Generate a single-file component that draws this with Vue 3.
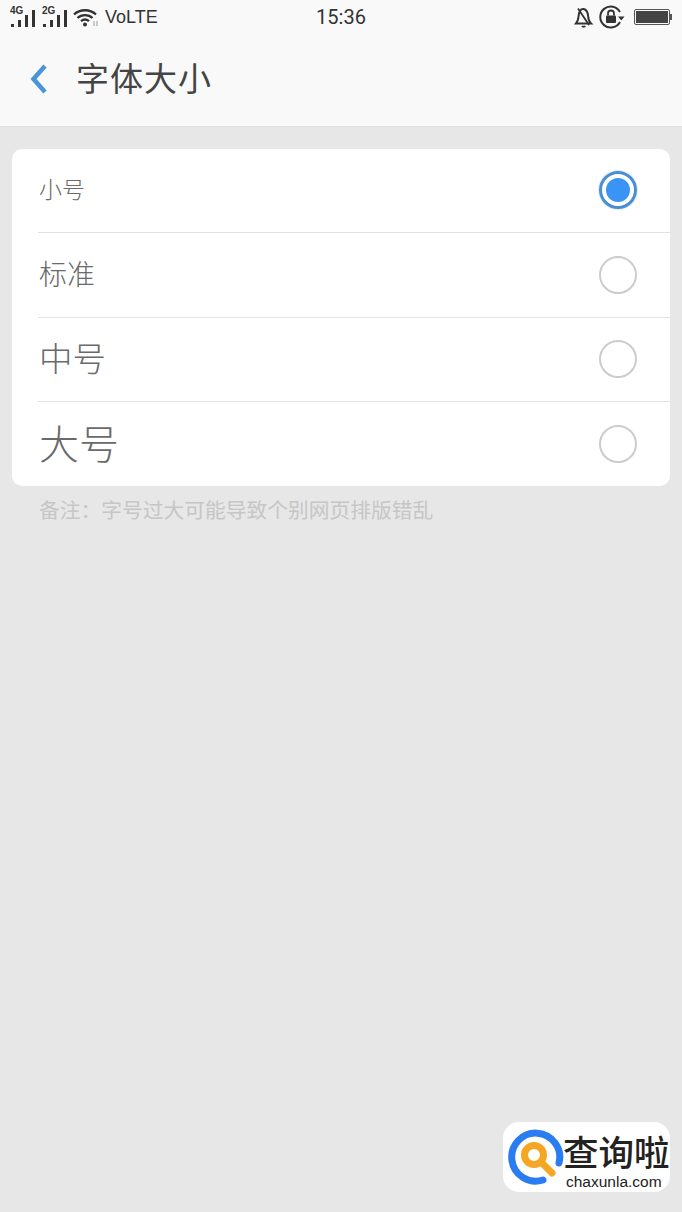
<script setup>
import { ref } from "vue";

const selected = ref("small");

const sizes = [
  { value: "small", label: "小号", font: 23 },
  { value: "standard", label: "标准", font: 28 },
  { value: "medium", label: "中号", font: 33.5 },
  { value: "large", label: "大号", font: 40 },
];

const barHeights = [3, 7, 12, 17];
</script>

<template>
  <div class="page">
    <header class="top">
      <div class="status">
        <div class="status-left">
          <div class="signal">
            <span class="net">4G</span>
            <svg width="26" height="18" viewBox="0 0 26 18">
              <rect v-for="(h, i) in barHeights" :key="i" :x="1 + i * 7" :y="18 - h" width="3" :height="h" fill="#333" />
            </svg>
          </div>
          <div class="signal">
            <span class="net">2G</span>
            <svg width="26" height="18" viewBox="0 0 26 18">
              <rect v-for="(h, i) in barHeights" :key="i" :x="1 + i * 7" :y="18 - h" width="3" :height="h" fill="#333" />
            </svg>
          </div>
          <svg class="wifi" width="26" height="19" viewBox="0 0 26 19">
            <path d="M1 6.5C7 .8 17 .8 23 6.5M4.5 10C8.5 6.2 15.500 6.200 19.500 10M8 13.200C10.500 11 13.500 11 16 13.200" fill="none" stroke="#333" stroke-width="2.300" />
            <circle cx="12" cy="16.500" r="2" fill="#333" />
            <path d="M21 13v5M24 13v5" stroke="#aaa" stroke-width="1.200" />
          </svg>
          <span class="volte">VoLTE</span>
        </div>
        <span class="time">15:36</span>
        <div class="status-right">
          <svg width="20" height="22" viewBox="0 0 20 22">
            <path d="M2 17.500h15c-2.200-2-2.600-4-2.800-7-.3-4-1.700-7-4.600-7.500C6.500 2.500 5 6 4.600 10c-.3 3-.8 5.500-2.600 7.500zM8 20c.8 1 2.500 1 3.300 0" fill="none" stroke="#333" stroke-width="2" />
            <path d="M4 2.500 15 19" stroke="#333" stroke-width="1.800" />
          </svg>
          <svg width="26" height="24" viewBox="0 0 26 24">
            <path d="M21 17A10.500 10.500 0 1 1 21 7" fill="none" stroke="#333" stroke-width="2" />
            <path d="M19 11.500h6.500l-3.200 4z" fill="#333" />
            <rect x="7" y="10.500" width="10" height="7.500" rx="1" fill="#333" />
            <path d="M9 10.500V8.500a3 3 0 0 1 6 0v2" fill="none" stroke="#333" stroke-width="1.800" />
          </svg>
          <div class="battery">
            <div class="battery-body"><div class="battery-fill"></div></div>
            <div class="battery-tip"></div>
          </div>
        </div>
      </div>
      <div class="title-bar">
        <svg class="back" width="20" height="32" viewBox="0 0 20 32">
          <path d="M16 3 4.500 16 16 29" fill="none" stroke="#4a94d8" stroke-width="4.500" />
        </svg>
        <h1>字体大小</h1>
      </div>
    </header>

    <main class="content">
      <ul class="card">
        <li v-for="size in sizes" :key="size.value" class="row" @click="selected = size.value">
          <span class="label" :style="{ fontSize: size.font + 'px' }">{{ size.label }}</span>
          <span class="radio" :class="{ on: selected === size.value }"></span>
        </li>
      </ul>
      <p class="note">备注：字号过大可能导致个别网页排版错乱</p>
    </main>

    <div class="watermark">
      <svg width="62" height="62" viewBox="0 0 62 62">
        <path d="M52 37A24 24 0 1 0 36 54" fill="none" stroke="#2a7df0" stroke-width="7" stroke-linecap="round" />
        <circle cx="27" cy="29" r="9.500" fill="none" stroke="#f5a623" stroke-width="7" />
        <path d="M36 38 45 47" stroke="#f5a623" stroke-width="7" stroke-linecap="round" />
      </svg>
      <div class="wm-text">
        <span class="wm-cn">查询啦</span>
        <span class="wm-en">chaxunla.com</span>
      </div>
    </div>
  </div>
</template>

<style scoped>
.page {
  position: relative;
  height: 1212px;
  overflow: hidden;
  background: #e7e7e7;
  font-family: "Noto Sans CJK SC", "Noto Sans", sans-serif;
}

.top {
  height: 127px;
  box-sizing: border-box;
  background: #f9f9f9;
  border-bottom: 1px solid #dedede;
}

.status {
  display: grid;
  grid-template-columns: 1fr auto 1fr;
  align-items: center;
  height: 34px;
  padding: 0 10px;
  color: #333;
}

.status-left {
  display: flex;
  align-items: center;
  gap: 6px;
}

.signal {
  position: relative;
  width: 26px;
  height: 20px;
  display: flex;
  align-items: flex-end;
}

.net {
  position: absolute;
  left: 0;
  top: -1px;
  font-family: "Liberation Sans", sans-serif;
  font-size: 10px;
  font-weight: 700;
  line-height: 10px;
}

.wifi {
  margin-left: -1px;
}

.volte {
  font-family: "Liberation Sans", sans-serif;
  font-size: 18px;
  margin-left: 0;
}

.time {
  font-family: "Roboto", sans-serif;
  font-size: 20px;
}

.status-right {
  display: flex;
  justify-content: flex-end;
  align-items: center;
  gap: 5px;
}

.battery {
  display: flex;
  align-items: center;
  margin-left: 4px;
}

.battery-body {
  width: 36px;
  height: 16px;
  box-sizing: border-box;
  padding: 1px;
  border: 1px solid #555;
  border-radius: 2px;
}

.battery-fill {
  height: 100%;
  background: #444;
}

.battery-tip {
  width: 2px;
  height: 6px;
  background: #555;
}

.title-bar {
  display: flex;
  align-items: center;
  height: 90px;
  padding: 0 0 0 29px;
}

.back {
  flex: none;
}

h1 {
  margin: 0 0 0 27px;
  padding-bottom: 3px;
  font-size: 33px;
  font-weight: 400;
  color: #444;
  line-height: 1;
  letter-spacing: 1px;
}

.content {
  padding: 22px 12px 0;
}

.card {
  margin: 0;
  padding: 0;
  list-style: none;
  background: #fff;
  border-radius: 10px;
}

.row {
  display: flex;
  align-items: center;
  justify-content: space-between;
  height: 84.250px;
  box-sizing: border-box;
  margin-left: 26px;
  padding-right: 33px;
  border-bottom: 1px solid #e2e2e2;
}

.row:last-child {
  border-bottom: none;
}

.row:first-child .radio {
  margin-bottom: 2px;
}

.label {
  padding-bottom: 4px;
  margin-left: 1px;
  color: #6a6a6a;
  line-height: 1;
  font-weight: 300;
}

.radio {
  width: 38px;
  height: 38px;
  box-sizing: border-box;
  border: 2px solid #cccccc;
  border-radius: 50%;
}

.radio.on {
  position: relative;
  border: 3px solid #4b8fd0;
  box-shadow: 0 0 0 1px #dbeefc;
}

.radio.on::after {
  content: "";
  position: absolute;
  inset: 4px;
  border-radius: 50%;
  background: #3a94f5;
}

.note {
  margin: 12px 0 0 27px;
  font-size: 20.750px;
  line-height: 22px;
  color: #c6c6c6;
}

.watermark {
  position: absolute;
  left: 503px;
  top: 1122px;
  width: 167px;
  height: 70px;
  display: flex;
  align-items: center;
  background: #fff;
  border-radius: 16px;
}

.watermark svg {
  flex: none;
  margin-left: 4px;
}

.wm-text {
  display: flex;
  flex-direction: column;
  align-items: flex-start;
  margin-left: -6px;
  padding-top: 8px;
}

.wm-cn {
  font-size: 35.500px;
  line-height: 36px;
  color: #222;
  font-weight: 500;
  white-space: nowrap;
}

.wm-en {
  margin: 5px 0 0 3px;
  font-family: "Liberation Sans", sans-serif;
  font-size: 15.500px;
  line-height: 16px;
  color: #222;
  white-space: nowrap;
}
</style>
######
**Written task:** Repeat the data exactly, dropping every picture it holds.

**Full solution:**
Generate a single-file component that draws this with Vue 3.
<script setup>
import { ref } from "vue";

const selected = ref("small");

const sizes = [
  { value: "small", label: "小号", font: 23 },
  { value: "standard", label: "标准", font: 28 },
  { value: "medium", label: "中号", font: 33.5 },
  { value: "large", label: "大号", font: 40 },
];

const barHeights = [3, 7, 12, 17];
</script>

<template>
  <div class="page">
    <header class="top">
      <div class="status">
        <div class="status-left">
          <div class="signal">
            <span class="net">4G</span>
            <svg width="26" height="18" viewBox="0 0 26 18">
              <rect v-for="(h, i) in barHeights" :key="i" :x="1 + i * 7" :y="18 - h" width="3" :height="h" fill="#333" />
            </svg>
          </div>
          <div class="signal">
            <span class="net">2G</span>
            <svg width="26" height="18" viewBox="0 0 26 18">
              <rect v-for="(h, i) in barHeights" :key="i" :x="1 + i * 7" :y="18 - h" width="3" :height="h" fill="#333" />
            </svg>
          </div>
          <svg class="wifi" width="26" height="19" viewBox="0 0 26 19">
            <path d="M1 6.5C7 .8 17 .8 23 6.5M4.5 10C8.5 6.2 15.500 6.200 19.500 10M8 13.200C10.500 11 13.500 11 16 13.200" fill="none" stroke="#333" stroke-width="2.300" />
            <circle cx="12" cy="16.500" r="2" fill="#333" />
            <path d="M21 13v5M24 13v5" stroke="#aaa" stroke-width="1.200" />
          </svg>
          <span class="volte">VoLTE</span>
        </div>
        <span class="time">15:36</span>
        <div class="status-right">
          <svg width="20" height="22" viewBox="0 0 20 22">
            <path d="M2 17.500h15c-2.200-2-2.600-4-2.800-7-.3-4-1.700-7-4.600-7.500C6.500 2.500 5 6 4.600 10c-.3 3-.8 5.500-2.600 7.500zM8 20c.8 1 2.500 1 3.300 0" fill="none" stroke="#333" stroke-width="2" />
            <path d="M4 2.500 15 19" stroke="#333" stroke-width="1.800" />
          </svg>
          <svg width="26" height="24" viewBox="0 0 26 24">
            <path d="M21 17A10.500 10.500 0 1 1 21 7" fill="none" stroke="#333" stroke-width="2" />
            <path d="M19 11.500h6.500l-3.200 4z" fill="#333" />
            <rect x="7" y="10.500" width="10" height="7.500" rx="1" fill="#333" />
            <path d="M9 10.500V8.500a3 3 0 0 1 6 0v2" fill="none" stroke="#333" stroke-width="1.800" />
          </svg>
          <div class="battery">
            <div class="battery-body"><div class="battery-fill"></div></div>
            <div class="battery-tip"></div>
          </div>
        </div>
      </div>
      <div class="title-bar">
        <svg class="back" width="20" height="32" viewBox="0 0 20 32">
          <path d="M16 3 4.500 16 16 29" fill="none" stroke="#4a94d8" stroke-width="4.500" />
        </svg>
        <h1>字体大小</h1>
      </div>
    </header>

    <main class="content">
      <ul class="card">
        <li v-for="size in sizes" :key="size.value" class="row" @click="selected = size.value">
          <span class="label" :style="{ fontSize: size.font + 'px' }">{{ size.label }}</span>
          <span class="radio" :class="{ on: selected === size.value }"></span>
        </li>
      </ul>
      <p class="note">备注：字号过大可能导致个别网页排版错乱</p>
    </main>

    <div class="watermark">
      <svg width="62" height="62" viewBox="0 0 62 62">
        <path d="M52 37A24 24 0 1 0 36 54" fill="none" stroke="#2a7df0" stroke-width="7" stroke-linecap="round" />
        <circle cx="27" cy="29" r="9.500" fill="none" stroke="#f5a623" stroke-width="7" />
        <path d="M36 38 45 47" stroke="#f5a623" stroke-width="7" stroke-linecap="round" />
      </svg>
      <div class="wm-text">
        <span class="wm-cn">查询啦</span>
        <span class="wm-en">chaxunla.com</span>
      </div>
    </div>
  </div>
</template>

<style scoped>
.page {
  position: relative;
  height: 1212px;
  overflow: hidden;
  background: #e7e7e7;
  font-family: "Noto Sans CJK SC", "Noto Sans", sans-serif;
}

.top {
  height: 127px;
  box-sizing: border-box;
  background: #f9f9f9;
  border-bottom: 1px solid #dedede;
}

.status {
  display: grid;
  grid-template-columns: 1fr auto 1fr;
  align-items: center;
  height: 34px;
  padding: 0 10px;
  color: #333;
}

.status-left {
  display: flex;
  align-items: center;
  gap: 6px;
}

.signal {
  position: relative;
  width: 26px;
  height: 20px;
  display: flex;
  align-items: flex-end;
}

.net {
  position: absolute;
  left: 0;
  top: -1px;
  font-family: "Liberation Sans", sans-serif;
  font-size: 10px;
  font-weight: 700;
  line-height: 10px;
}

.wifi {
  margin-left: -1px;
}

.volte {
  font-family: "Liberation Sans", sans-serif;
  font-size: 18px;
  margin-left: 0;
}

.time {
  font-family: "Roboto", sans-serif;
  font-size: 20px;
}

.status-right {
  display: flex;
  justify-content: flex-end;
  align-items: center;
  gap: 5px;
}

.battery {
  display: flex;
  align-items: center;
  margin-left: 4px;
}

.battery-body {
  width: 36px;
  height: 16px;
  box-sizing: border-box;
  padding: 1px;
  border: 1px solid #555;
  border-radius: 2px;
}

.battery-fill {
  height: 100%;
  background: #444;
}

.battery-tip {
  width: 2px;
  height: 6px;
  background: #555;
}

.title-bar {
  display: flex;
  align-items: center;
  height: 90px;
  padding: 0 0 0 29px;
}

.back {
  flex: none;
}

h1 {
  margin: 0 0 0 27px;
  padding-bottom: 3px;
  font-size: 33px;
  font-weight: 400;
  color: #444;
  line-height: 1;
  letter-spacing: 1px;
}

.content {
  padding: 22px 12px 0;
}

.card {
  margin: 0;
  padding: 0;
  list-style: none;
  background: #fff;
  border-radius: 10px;
}

.row {
  display: flex;
  align-items: center;
  justify-content: space-between;
  height: 84.250px;
  box-sizing: border-box;
  margin-left: 26px;
  padding-right: 33px;
  border-bottom: 1px solid #e2e2e2;
}

.row:last-child {
  border-bottom: none;
}

.row:first-child .radio {
  margin-bottom: 2px;
}

.label {
  padding-bottom: 4px;
  margin-left: 1px;
  color: #6a6a6a;
  line-height: 1;
  font-weight: 300;
}

.radio {
  width: 38px;
  height: 38px;
  box-sizing: border-box;
  border: 2px solid #cccccc;
  border-radius: 50%;
}

.radio.on {
  position: relative;
  border: 3px solid #4b8fd0;
  box-shadow: 0 0 0 1px #dbeefc;
}

.radio.on::after {
  content: "";
  position: absolute;
  inset: 4px;
  border-radius: 50%;
  background: #3a94f5;
}

.note {
  margin: 12px 0 0 27px;
  font-size: 20.750px;
  line-height: 22px;
  color: #c6c6c6;
}

.watermark {
  position: absolute;
  left: 503px;
  top: 1122px;
  width: 167px;
  height: 70px;
  display: flex;
  align-items: center;
  background: #fff;
  border-radius: 16px;
}

.watermark svg {
  flex: none;
  margin-left: 4px;
}

.wm-text {
  display: flex;
  flex-direction: column;
  align-items: flex-start;
  margin-left: -6px;
  padding-top: 8px;
}

.wm-cn {
  font-size: 35.500px;
  line-height: 36px;
  color: #222;
  font-weight: 500;
  white-space: nowrap;
}

.wm-en {
  margin: 5px 0 0 3px;
  font-family: "Liberation Sans", sans-serif;
  font-size: 15.500px;
  line-height: 16px;
  color: #222;
  white-space: nowrap;
}
</style>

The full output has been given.